Sicuramente quello che mi aspetto da The Next Generation è una novità. È una novità sia per me stare sul banco dei giudici (la pensavo un po’ alla X Factor! [ride, ndr]), o comunque far parte di una giuria, quindi già solo per questo il mio punto di vista sul festival sarà diverso. Ma soprattutto novità dal punto di vista audiovisivo.

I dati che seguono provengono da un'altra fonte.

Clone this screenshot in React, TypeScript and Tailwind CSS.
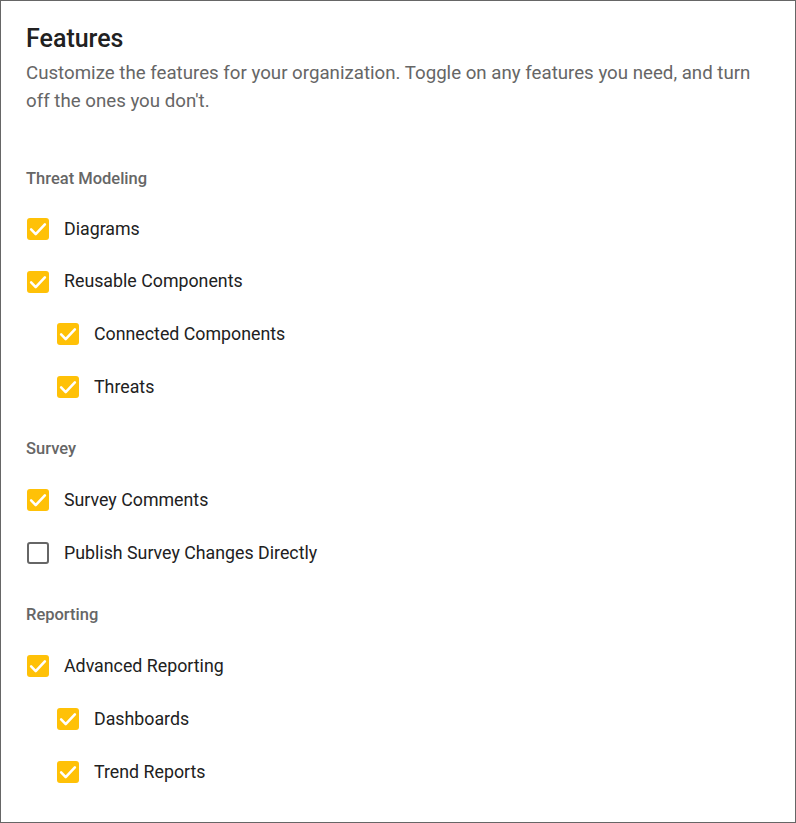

Per me che sono studente al Centro Sperimentale di Cinematografia di Roma ormai da due anni – e se, fra i pregi, posso rilevare un difetto, è una componente in qualche modo di “clausura”, in cui sento di respirare sempre la stessa aria: quindi secondo me sarà una bella boccata d’aria fresca potermi approcciare da giurato a nuovi stimoli visivi.
Una riflessione sul tema scelto per l’edizione di quest’anno: “Geografie”, ovvero mappature da(e)l mondo contemporaneo.
Trovo che proprio l’ambiguità del termine “Geografie”, o comunque il punto di vista interessante che si può avere sul termine, possa portare veramente a qualsiasi cosa e quindi a qualcosa di bello, che sia un film di video arte realizzato facendo la registrazione dello schermo da Google Maps o un corto girato tutto su un primo piano, la geografia di un volto, in cui il terreno da scrivere appunto sia quello di un volto.
Trovo che si possa prendere questo tema in tanti modi e sicuramente è proprio questo l’aspetto più interessante. Ritornando al discorso iniziale, la domanda che solleva è: Come circoscrivo in un quadro 16:9 la vastità di significato di questo tema?